Bourdain Offers Spicy `No Reservations'
Tuesday, August 14, 2007; 4:53 PM
NEW YORK -- Anthony Bourdain suffered quietly as he dined on wart hog _ encrusted with sand, fur and fecal bacteria _ in the African country of Namibia.
Bourdain, host of the Travel Channel's "No Reservations," finished the meal knowing he would become terribly ill. But who was he to complain as a VIP guest of the same arid landscape where Angelina Jolie delivered Brad Pitt's baby?
Spitting out nasty bits of wart hog would be rude to the locals he was dining with.
"The chief is there in front of his whole tribe offering you his very best," Bourdain said. "Show respect. I'm lucky to be there. I'm lucky to see that. I'm lucky to have that experience. Chewing some antibiotics is a small price to pay."
Taking culinary risks is nothing unusual for Bourdain, a former New York City chef and obsessive gastronome whose appetite for food and adventure has few limits. As the sardonic explorer of "No Reservations," an off-the-beaten-path look at cultures and cuisines, he famously chowed down on raw seal in Quebec, eyeballs and all. He also sampled stinky tofu in China and fermented shark in Iceland. In a previous series, he swallowed a still-beating cobra heart in Saigon.
"If you see me eating on the show, I really eat it, and more often than not I have seconds," Bourdain said before ordering a non-threatening salad at a French restaurant in Manhattan. "I'm in it for the long haul. I might see that guy again."
At 51, Bourdain prides himself on keeping it real. His best-selling memoir, "Kitchen Confidential," published in 2000, served up the restaurant industry as page-turning entertainment and recounted the rampant drug use and other unseemly past behavior. It also launched his career as a celebrity chef and author.
He quickly snagged a short-lived Food Network series, "A Cook's Tour," and later jumped ship to star in "No Reservations," which debuted in 2005. The show, nominated for an Emmy, is the highest-rated series on the Travel Channel, according to a network spokesman.

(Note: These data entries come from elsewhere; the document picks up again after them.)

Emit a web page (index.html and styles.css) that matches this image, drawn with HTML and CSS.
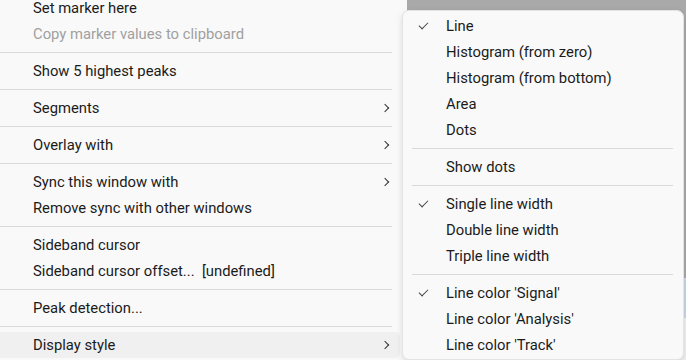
FILE: index.html
```html
<!DOCTYPE html>
<html lang="en">
<head>
    <meta charset="UTF-8">
    <title>Context menu</title>
    <link rel="stylesheet" href="styles.css">
</head>
<body>
    <!-- Menu principal -->
    <div class="menu">
        <div class="item">Set marker here</div>
        <div class="item disabled">Copy marker values to clipboard</div>
        <div class="sep"></div>
        <div class="item">Show 5 highest peaks</div>
        <div class="sep"></div>
        <div class="item sub">Segments <span class="arrow"></span></div>
        <div class="sep"></div>
        <div class="item sub">Overlay with <span class="arrow"></span></div>
        <div class="sep"></div>
        <div class="item sub">Sync this window with <span class="arrow"></span></div>
        <div class="item">Remove sync with other windows</div>
        <div class="sep"></div>
        <div class="item">Sideband cursor</div>
        <div class="item">Sideband cursor offset...&nbsp;&nbsp;[undefined]</div>
        <div class="sep"></div>
        <div class="item">Peak detection...</div>
        <div class="sep"></div>
        <div class="item sub hover">Display style <span class="arrow"></span></div>
    </div>

    <!-- Submenu Display style -->
    <div class="submenu">
        <div class="item checked">Line</div>
        <div class="item">Histogram (from zero)</div>
        <div class="item">Histogram (from bottom)</div>
        <div class="item">Area</div>
        <div class="item">Dots</div>
        <div class="sep"></div>
        <div class="item">Show dots</div>
        <div class="sep"></div>
        <div class="item checked">Single line width</div>
        <div class="item">Double line width</div>
        <div class="item">Triple line width</div>
        <div class="sep"></div>
        <div class="item checked">Line color 'Signal'</div>
        <div class="item">Line color 'Analysis'</div>
        <div class="item">Line color 'Track'</div>
    </div>
</body>
</html>
```

FILE: styles.css
```css
body {
    margin: 0;
    height: 360px;
    overflow: hidden;
    font-family: Roboto, "Open Sans", sans-serif;
    font-size: 14.8px;
    color: #1b1b1b;
    background: linear-gradient(to bottom, #a9a9a9 0 278px, #c8d8e9 278px 318px, #f0f0f0 318px);
}

.menu {
    width: 407px;
    height: 365px;
    margin-top: -5px;
    background: #f9f9f9;
}
.menu .item {
    height: 26px;
    line-height: 26px;
    padding-left: 33px;
    margin-right: 7px;
    display: flex;
    align-items: center;
    white-space: pre;
}
.menu .item.disabled {
    color: #a0a0a0;
}
.menu .item.hover {
    background: #f0f0f0;
    border-radius: 0 5px 5px 0;
}
.menu .sep {
    height: 1px;
    margin: 5px 15px 5px 0;
    background: #dadada;
}
.arrow {
    margin-left: auto;
    margin-right: 12px;
    width: 5px;
    height: 5px;
    border-top: 1.4px solid #333;
    border-right: 1.4px solid #333;
    transform: rotate(45deg);
}

.submenu {
    position: absolute;
    left: 402px;
    top: 10px;
    width: 280px;
    padding: 2px 0 1px;
    background: #f9f9f9;
    border: 1px solid #e3e3e3;
    border-radius: 7px;
    box-shadow: 0 2px 6px rgba(0, 0, 0, 0.12);
}
.submenu .item {
    height: 26px;
    line-height: 26px;
    padding-left: 43px;
    position: relative;
}
.submenu .item.checked::before {
    content: "";
    position: absolute;
    left: 16px;
    top: 9px;
    width: 8px;
    height: 4px;
    border-left: 1px solid #444;
    border-bottom: 1px solid #444;
    transform: rotate(-45deg);
}
.submenu .sep {
    height: 1px;
    margin: 5px 10px 5px 9px;
    background: #dadada;
}
```
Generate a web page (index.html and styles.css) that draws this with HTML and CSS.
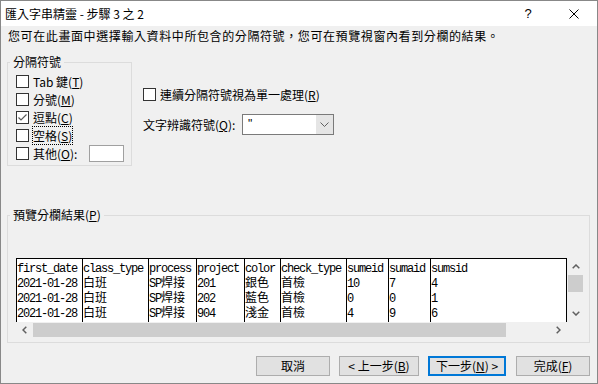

"The show has a voice, and it's very much his voice," said Travel Channel president Pat Younge. "He tells it as he sees it. If it's good that means it's good; if it's bad, then he'll tell you it's bad. And that's a credibility that comes from experience, from knowledge and from being true to himself."
While he may not be a household name in the U.S., yet, Bourdain is somewhat of rock star in certain parts of Asia.
"People are really proud of their show and when they see something on television of a kooky American guy who likes and appreciates what they do, then they seem to appreciate that back," he said. "First time I landed in Kuala Lumpur, I walked through customs and all the taxi drivers and limo drivers started screaming at me: `Tony! What do you eat? What do you eat tonight?'"
Even weirder: One of the his cameramen, who was shown accidentally knocking over a large stack of plates in an episode in Indonesia, was recognized as "clumsy man" by a local family while filming a segment up in the Himalayas, Bourdain said.
With final say on the show's destinations, Bourdain finds himself drawn to places with "tragic histories. Pathos. I'm looking for kind of a dark or kooky side." He prefers Asia, an "enduring passion," and learned his lesson from taking the crew to Sweden, where "everybody's happy and everything works. Hate that."
Like him or not, Bourdain has delivered a much-needed dose of personality to the Travel Channel, as Emeril Lagasse did when he helped build the Food Network on the appeal of his kick-it-up-a-notch enthusiasm. But while Lagasse is upbeat and family friendly, Bourdain has a macho swagger and a hit-list that includes vegetarians, shorts-wearing tourists and fellow celebrity chef Rachael Ray.
He winces at comparisons between quick-and-easy cook Ray and legendary chef Julia Child.
"Julia Child was about aspirations, about becoming better, cooking better, saying `you can do this,'" he said. "I don't just feel that's the business that Rachael Ray is in. Somebody with that kind of power and influence to aim so low _ it bothers me."
He hopes, he said, to never sell out, as he sees it, in the way other TV chefs have.
"I have, to date, endorsed no products, I have no line of merchandise _ not yet," he said. "You know, never say never. ... (But) I gotta wake up tomorrow, look at myself in the mirror. Life is good, do I really need to endorse cat food? No."
If there's anything he's endorsing these days, it's fatherhood: Bourdain and his Italian wife have a 4-month-old daughter whom he hopes will grow up to be "one cool kid." When she gets older, he plans to uproot the family for a while and head to Southeast Asia to write a book on the region.
"I know there's deep inside (me) some lazy hippie who'd be perfectly happy to lay on the couch, smoke weed and watch `The Simpsons' all day," he said.
"I'm really afraid of that guy. I don't like him. I don't want him around. And my whole life is kind of constructed to avoid reverting to that guy: Stay busy. Stay focused. Try not to mess up."